The following example demonstrates how to use the SnowflakeSearchTool to query data from a Snowflake database:

Code
from crewai import Agent, Task, Crew
from crewai_tools import SnowflakeSearchTool, SnowflakeConfig

# Create Snowflake configuration
config = SnowflakeConfig(
    account="your_account",
    user="your_username",
    password="your_password",
    warehouse="COMPUTE_WH",
    database="your_database",
    snowflake_schema="your_schema"
)

# Initialize the tool
snowflake_tool = SnowflakeSearchTool(config=config)

# Define an agent that uses the tool
data_analyst_agent = Agent(
    role="Data Analyst",
    goal="Analyze data from Snowflake database",
    backstory="An expert data analyst who can extract insights from enterprise data.",
    tools=[snowflake_tool],
    verbose=True,
)

# Example task to query sales data
query_task = Task(
    description="Query the sales data for the last quarter and summarize the top 5 products by revenue.",
    expected_output="A summary of the top 5 products by revenue for the last quarter.",
    agent=data_analyst_agent,
)

# Create and run the crew
crew = Crew(agents=[data_analyst_agent], 
            tasks=[query_task])
result = crew.kickoff()

You can also customize the tool with additional parameters:

Code
# Initialize the tool with custom parameters
snowflake_tool = SnowflakeSearchTool(
    config=config,
    pool_size=10,
    max_retries=5,
    retry_delay=2.0,
    enable_caching=True
)

Parameters

SnowflakeConfig Parameters

The SnowflakeConfig class accepts the following parameters:

  • account: Required. Snowflake account identifier.
  • user: Required. Snowflake username.
  • password: Optional*. Snowflake password.
  • private_key_path: Optional*. Path to private key file (alternative to password).
  • warehouse: Required. Snowflake warehouse name.
  • database: Required. Default database.
  • snowflake_schema: Required. Default schema.
  • role: Optional. Snowflake role.
  • session_parameters: Optional. Custom session parameters as a dictionary.

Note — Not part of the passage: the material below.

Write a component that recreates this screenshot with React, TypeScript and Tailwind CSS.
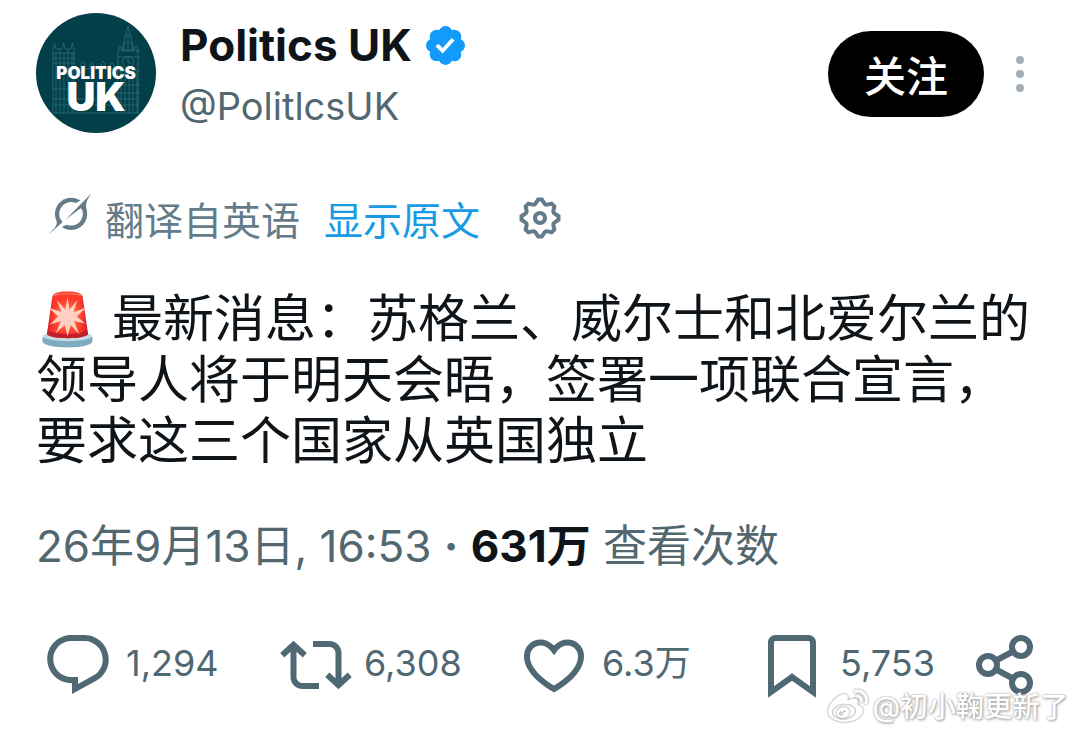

*Either password or private_key_path must be provided.

SnowflakeSearchTool Parameters

The SnowflakeSearchTool accepts the following parameters during initialization:

  • config: Required. A SnowflakeConfig object containing connection details.
  • pool_size: Optional. Number of connections in the pool. Default is 5.
  • max_retries: Optional. Maximum retry attempts for failed queries. Default is 3.
  • retry_delay: Optional. Delay between retries in seconds. Default is 1.0.
  • enable_caching: Optional. Whether to enable query result caching. Default is True.

Usage

When using the SnowflakeSearchTool, you need to provide the following parameters:

  • query: Required. The SQL query to execute.
  • database: Optional. Override the default database specified in the config.
  • snowflake_schema: Optional. Override the default schema specified in the config.
  • timeout: Optional. Query timeout in seconds. Default is 300.

The tool will return the query results as a list of dictionaries, where each dictionary represents a row with column names as keys.

Code
# Example of using the tool with an agent
data_analyst = Agent(
    role="Data Analyst",
    goal="Analyze sales data from Snowflake",
    backstory="An expert data analyst with experience in SQL and data visualization.",
    tools=[snowflake_tool],
    verbose=True
)

# The agent will use the tool with parameters like:
# query="SELECT product_name, SUM(revenue) as total_revenue FROM sales GROUP BY product_name ORDER BY total_revenue DESC LIMIT 5"
# timeout=600

# Create a task for the agent
analysis_task = Task(
    description="Query the sales database and identify the top 5 products by revenue for the last quarter.",
    expected_output="A detailed analysis of the top 5 products by revenue.",
    agent=data_analyst
)

# Run the task
crew = Crew(
    agents=[data_analyst], 
    tasks=[analysis_task]
)
result = crew.kickoff()

Advanced Features

Connection Pooling

The SnowflakeSearchTool implements connection pooling to improve performance by reusing database connections. You can control the pool size with the pool_size parameter.

Automatic Retries

The tool automatically retries failed queries with exponential backoff. You can configure the retry behavior with the max_retries and retry_delay parameters.

Query Result Caching

To improve performance for repeated queries, the tool can cache query results. This feature is enabled by default but can be disabled by setting enable_caching=False.

Key-Pair Authentication

In addition to password authentication, the tool supports key-pair authentication for enhanced security:

Code
config = SnowflakeConfig(
    account="your_account",
    user="your_username",
    private_key_path="/path/to/your/private/key.p8",
    warehouse="COMPUTE_WH",
    database="your_database",
    snowflake_schema="your_schema"
)

Error Handling

The SnowflakeSearchTool includes comprehensive error handling for common Snowflake issues:

  • Connection failures
  • Query timeouts
  • Authentication errors
  • Database and schema errors

When an error occurs, the tool will attempt to retry the operation (if configured) and provide detailed error information.

Conclusion

The SnowflakeSearchTool provides a powerful way to integrate Snowflake data warehouses with CrewAI agents. With features like connection pooling, automatic retries, and query caching, it enables efficient and reliable access to enterprise data. This tool is particularly useful for data analysis, reporting, and business intelligence tasks that require access to structured data stored in Snowflake.